> **Exercise prompt**: Find every line containing the word "styles" and report the count, nothing more.

> **Data for the task**:
_ _ _ _ _ _ _
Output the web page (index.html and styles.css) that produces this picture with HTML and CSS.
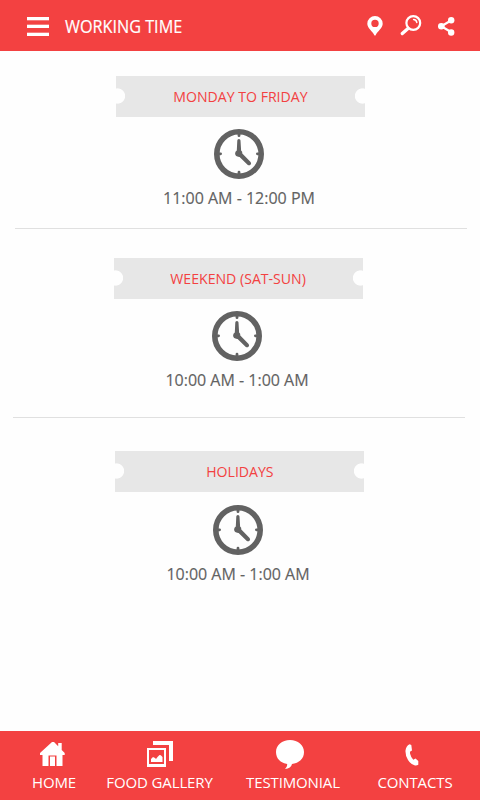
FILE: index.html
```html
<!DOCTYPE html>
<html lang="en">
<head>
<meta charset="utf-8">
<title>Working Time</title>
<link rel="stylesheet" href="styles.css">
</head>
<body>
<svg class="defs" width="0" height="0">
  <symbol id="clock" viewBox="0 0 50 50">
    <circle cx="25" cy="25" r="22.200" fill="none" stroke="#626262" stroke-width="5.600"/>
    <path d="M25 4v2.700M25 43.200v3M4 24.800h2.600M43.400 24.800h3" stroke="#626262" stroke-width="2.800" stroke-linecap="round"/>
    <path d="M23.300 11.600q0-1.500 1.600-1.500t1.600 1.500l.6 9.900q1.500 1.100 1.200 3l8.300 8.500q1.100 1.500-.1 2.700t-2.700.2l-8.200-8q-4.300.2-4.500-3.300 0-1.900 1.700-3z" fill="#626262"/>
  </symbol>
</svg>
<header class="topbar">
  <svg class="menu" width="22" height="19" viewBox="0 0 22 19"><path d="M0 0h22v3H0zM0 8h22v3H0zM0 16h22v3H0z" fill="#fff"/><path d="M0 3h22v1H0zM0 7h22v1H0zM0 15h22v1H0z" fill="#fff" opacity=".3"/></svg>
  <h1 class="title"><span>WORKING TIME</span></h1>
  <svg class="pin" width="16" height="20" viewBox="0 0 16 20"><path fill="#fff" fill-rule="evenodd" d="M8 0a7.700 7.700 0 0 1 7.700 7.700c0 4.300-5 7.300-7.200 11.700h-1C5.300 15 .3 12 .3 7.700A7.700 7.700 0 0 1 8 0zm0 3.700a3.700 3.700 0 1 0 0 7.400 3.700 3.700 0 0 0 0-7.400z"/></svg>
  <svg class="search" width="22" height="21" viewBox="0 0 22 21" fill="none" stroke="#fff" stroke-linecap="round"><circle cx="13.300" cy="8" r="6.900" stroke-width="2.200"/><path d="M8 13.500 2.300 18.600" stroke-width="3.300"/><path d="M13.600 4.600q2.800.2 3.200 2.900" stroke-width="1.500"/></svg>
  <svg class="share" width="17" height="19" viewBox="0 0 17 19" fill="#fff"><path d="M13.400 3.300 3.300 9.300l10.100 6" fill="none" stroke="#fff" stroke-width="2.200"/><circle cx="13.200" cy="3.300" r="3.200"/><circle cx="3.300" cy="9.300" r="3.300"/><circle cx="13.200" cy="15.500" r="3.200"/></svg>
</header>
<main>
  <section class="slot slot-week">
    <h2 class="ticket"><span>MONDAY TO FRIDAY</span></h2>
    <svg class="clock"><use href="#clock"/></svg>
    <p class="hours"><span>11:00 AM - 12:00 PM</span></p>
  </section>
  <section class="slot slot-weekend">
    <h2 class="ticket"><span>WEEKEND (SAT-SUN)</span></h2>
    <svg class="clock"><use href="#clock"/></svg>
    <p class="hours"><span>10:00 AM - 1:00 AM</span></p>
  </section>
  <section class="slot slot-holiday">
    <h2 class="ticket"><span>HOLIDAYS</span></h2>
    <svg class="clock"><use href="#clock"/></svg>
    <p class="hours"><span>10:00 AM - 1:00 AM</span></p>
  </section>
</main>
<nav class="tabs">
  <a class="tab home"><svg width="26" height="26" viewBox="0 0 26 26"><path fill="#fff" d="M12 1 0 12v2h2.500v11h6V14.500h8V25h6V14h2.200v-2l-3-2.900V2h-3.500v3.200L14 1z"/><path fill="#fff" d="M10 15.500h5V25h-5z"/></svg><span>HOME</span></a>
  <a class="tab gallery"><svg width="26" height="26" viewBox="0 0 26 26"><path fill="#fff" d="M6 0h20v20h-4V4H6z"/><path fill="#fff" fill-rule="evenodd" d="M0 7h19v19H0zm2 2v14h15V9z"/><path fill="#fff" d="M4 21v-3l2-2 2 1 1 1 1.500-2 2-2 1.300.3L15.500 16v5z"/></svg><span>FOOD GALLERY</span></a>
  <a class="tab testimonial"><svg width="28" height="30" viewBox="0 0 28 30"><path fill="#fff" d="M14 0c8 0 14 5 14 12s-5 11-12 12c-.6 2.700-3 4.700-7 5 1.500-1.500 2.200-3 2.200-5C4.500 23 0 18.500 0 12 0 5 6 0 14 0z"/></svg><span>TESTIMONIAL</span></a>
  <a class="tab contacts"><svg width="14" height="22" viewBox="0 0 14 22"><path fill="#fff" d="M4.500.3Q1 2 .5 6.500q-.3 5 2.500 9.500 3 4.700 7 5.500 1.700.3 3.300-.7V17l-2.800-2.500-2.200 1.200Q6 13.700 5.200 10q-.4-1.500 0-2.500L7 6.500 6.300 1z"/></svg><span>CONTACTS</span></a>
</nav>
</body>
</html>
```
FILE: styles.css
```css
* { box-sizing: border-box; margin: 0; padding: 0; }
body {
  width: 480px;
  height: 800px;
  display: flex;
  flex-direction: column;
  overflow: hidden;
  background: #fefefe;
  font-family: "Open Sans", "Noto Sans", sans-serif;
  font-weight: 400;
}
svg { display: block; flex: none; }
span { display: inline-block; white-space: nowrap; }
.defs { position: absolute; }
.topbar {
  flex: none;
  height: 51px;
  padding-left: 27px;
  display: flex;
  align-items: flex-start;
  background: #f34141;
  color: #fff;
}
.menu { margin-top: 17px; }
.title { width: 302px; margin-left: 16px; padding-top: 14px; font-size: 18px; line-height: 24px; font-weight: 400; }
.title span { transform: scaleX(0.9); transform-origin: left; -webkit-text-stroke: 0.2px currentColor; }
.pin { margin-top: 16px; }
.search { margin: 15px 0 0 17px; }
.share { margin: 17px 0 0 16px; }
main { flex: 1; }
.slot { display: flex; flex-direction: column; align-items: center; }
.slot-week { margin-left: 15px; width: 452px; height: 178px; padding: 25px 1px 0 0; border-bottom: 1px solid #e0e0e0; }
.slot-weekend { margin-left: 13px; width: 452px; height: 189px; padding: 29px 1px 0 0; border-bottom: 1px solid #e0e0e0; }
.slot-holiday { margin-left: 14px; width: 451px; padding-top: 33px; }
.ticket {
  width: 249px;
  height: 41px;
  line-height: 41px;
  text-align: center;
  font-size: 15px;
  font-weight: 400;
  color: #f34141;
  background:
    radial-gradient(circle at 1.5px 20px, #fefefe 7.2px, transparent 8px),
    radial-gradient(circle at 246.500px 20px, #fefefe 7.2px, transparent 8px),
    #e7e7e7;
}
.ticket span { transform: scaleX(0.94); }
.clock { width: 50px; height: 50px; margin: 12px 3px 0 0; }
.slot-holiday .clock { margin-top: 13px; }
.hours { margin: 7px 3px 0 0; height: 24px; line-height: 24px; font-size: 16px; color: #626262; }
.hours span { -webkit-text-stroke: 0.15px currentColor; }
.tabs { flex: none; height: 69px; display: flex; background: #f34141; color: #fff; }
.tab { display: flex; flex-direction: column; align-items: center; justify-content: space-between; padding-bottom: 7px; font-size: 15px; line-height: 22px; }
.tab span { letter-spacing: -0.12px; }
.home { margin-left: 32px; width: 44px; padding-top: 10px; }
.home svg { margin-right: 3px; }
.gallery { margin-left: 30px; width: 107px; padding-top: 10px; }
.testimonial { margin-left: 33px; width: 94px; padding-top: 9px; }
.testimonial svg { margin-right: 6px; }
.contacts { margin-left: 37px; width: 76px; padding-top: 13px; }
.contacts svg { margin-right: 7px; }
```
_ _ _ _ _ _ _
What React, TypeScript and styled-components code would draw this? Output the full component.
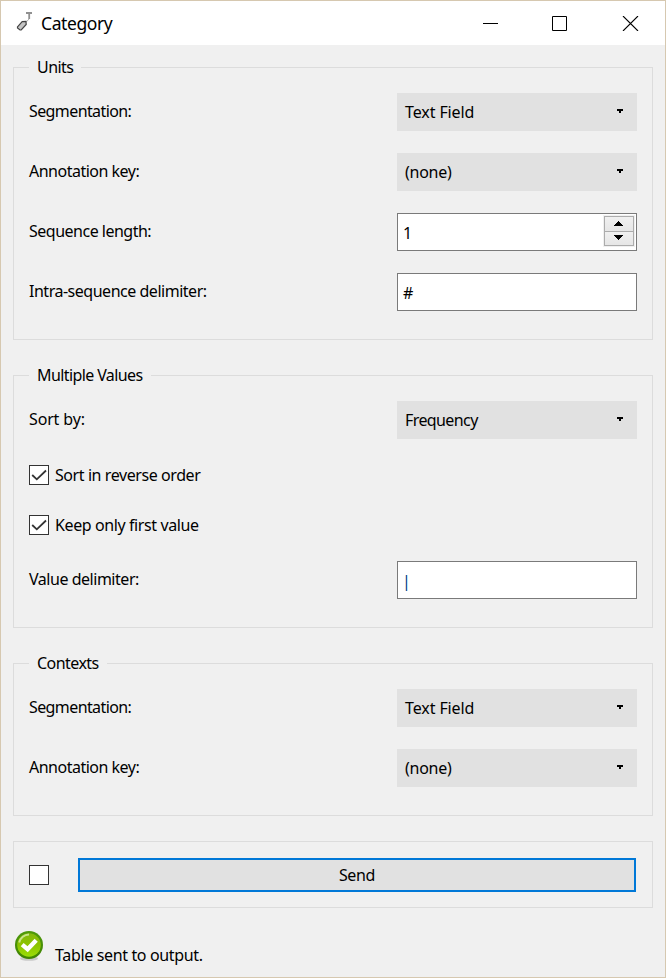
_ _ _ _ _ _ _
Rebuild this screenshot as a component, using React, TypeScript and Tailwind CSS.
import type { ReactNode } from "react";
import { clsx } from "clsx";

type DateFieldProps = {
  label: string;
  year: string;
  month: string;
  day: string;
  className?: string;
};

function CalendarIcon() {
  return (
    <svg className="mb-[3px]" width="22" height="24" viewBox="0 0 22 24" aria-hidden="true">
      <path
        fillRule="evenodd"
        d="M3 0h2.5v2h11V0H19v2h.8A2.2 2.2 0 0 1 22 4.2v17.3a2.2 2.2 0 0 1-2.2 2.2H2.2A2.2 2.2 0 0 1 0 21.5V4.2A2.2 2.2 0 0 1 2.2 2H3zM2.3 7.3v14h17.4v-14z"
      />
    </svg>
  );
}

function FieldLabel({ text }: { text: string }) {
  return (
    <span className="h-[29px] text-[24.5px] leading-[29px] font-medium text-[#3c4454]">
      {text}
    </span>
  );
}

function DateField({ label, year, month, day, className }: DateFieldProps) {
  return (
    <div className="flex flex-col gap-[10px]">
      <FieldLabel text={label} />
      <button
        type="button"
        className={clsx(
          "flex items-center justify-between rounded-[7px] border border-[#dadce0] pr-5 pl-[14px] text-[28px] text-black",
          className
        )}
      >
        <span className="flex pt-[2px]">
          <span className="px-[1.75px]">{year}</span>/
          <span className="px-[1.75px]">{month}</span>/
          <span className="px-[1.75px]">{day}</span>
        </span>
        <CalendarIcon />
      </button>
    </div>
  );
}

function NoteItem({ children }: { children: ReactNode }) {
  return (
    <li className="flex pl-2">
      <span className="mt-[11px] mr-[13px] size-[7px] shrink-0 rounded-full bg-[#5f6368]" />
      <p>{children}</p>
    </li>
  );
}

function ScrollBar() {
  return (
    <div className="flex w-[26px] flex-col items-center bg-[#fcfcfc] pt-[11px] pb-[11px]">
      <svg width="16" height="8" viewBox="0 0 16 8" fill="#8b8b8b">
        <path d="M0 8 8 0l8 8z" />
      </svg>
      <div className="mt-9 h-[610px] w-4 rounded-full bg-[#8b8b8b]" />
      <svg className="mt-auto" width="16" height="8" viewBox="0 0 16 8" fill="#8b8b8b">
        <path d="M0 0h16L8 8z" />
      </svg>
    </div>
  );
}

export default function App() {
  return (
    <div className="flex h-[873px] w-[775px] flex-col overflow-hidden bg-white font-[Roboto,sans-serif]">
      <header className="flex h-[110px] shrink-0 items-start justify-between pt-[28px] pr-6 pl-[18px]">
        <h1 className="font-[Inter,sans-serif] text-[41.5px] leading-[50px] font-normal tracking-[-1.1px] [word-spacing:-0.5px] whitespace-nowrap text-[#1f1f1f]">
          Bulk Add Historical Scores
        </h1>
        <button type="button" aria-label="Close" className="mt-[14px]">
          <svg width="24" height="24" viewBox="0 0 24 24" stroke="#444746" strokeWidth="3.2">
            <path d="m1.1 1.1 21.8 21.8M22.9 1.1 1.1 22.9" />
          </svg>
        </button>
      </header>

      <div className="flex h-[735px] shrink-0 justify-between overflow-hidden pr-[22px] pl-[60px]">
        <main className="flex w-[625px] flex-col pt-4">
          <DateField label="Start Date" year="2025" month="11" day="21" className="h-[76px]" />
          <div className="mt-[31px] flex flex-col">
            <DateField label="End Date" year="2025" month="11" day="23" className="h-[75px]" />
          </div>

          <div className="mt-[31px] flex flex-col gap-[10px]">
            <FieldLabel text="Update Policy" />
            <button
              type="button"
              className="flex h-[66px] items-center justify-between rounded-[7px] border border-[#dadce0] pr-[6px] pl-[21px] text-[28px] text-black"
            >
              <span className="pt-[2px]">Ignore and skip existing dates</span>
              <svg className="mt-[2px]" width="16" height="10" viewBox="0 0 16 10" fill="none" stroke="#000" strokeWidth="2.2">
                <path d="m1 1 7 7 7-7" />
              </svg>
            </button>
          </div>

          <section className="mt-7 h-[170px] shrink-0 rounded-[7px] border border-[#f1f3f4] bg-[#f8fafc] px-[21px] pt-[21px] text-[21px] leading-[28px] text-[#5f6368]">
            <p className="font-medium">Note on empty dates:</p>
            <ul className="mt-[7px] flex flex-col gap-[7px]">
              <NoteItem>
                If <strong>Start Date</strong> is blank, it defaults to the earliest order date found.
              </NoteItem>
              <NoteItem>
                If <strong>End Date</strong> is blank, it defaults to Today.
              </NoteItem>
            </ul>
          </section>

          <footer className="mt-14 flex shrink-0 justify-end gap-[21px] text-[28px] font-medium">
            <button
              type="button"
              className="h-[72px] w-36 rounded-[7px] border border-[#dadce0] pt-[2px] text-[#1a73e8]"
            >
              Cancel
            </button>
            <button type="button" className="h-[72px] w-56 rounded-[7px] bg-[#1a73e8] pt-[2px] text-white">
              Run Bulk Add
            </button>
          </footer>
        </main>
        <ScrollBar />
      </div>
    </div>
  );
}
_ _ _ _ _ _ _
> **Full output**: 3